The Proust Questionnaire

Here’s something I found just yesterday. Apparently in late 19th-century France, there was a survey that was supposed to reveal your true nature. (Hey, people had to do something before Facebook.) Marcel Proust didn’t invent the survey, but he did take it, so it bears his name today.

It seems that several different versions of the survey existed, but roughly speaking, the questions were:

  • What do you consider your greatest achievement?
  • What is your idea of perfect happiness?
  • What is your current state of mind?
  • What is your favorite occupation?
  • What is your most treasured possession?
  • What or who is the greatest love of your life?
  • What is your favorite journey?
  • What is your most marked characteristic?
  • When and where were you the happiest?
  • What is it that you most dislike?
  • What is your greatest fear?
  • What is your greatest extravagance?
  • Which living person do you most despise?
  • What is your greatest regret?
  • Which talent would you most like to have?
  • Where would you like to live?
  • What do you regard as the lowest depth of misery?
  • What is the quality you most like in a man?
  • What is the quality you most like in a woman?
  • What is the trait you most deplore in yourself?
  • What is the trait you most deplore in others?
  • What do you most value in your friends?
  • Who is your favorite hero of fiction?
  • Who are your heroes in real life?
  • Which living person do you most admire?
  • What do you consider the most overrated virtue?
  • On what occasions do you lie?
  • Which words or phrases do you most overuse?
  • If you could change one thing about yourself, what would it be?
  • What are your favorite names?
  • How would you like to die?
  • If you were to die and come back as a person or thing, what do you think it would be?
  • What is your motto?

I’m using these questions for character interviews as I’m working on The Crane Girl. I’ve been impressed with how well they work. I’ve tried the questions for two of my main characters so far, and I understood them both far better afterward.
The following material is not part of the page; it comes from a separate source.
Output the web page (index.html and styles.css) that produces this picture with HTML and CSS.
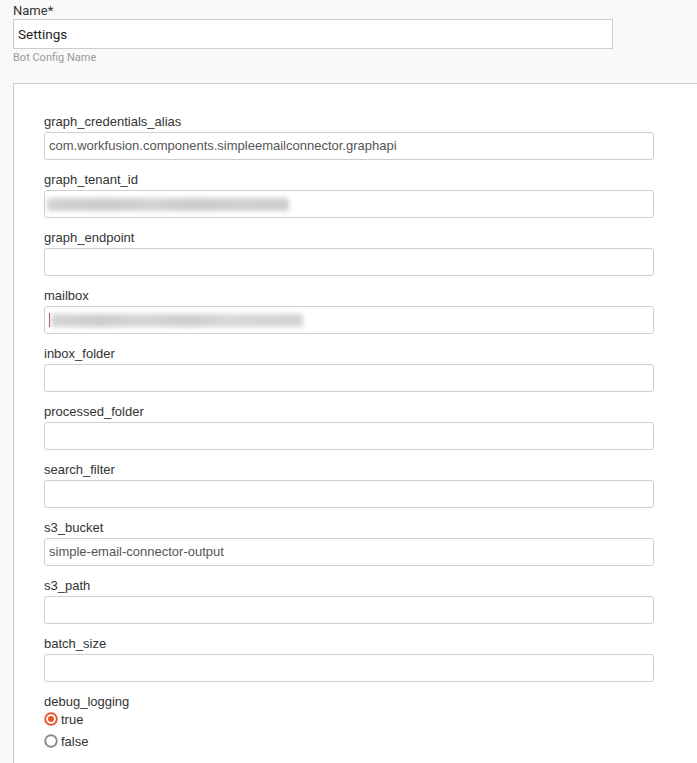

Creating strong, deep characters has always been my biggest weakness as a writer, so this is an especially valuable tool for me. I’m going to use it for my other major characters as I continue.

By the way, I’ve found it useful to “talk” to my character and find out their life stories first, before launching into more personal questions like the ones above. (Where were you born? What were your parents like? Did you go to school? What was your relationship with your teachers? Etc.) That way, I have some context for the questionnaire, rather than inventing answers in a vacuum.

Of course, every writer’s process is completely different. I need tools like character interviews because I struggle with character-writing, but for those who write characters naturally, this would probably be overkill.

For me, it’s plot that seems to come naturally. I don’t use any special tools there (aside from an outline), and I haven’t needed to. No doubt there are tools to help with plot as well, but I haven’t worked with them much yet.

Do you use any special tools in your writing or pre-writing? Or does it all just come out naturally?

5 responses to “The Proust Questionnaire

  1. I currently use a different character questionnaire; although changing to that one is very tempting because it looks more rigorous.

    I have tried several different models of “ideal” plot arc (three-point conflict, overlapping conflicts, two-act structure, three-act structure, five-part build); with each of them I have ended up with (1) a better understanding of what the plot might be which got me started (2) a story that did not match the outline.

    Now I tend to just use Aristotle’s maxim that there should be a series of minor struggles which resolve the opposite to the final conflict: so a happy ending works best if the protagonist has setbacks first.

  2. Wow, that’s a lot of questions. Even apart from my own attention span, I’m leery of my characters’ reaction to this type of interrogation. There are at least two who might get violent, one who would definitely lie, one who would just fold her arms and glare, and one who might bite (or do something unpleasant on my leg).

    And one who I probably wouldn’t be able to shut up. 🙂

    As you say, everybody has to find their own methods, and any method that produces good writing is a good method (well, there may be a few exceptions to that).

    I don’t think that means anything necessarily comes “naturally,” though. If I write well now (which is, of course, a big “if”), it’s because I wrote, mostly badly, almost every day, for twenty years. I’m sure there are better methods, but that the one I ended up using.

    • You’re absolutely right: no single method can be as effective as the meta-method of keep writing.

      As to the length of the questionnaire, I agree, but I also find that many of the answers are very short. For instance, last night I was working on my villain, who answered “Which living person do you most admire?” with “Nobody.”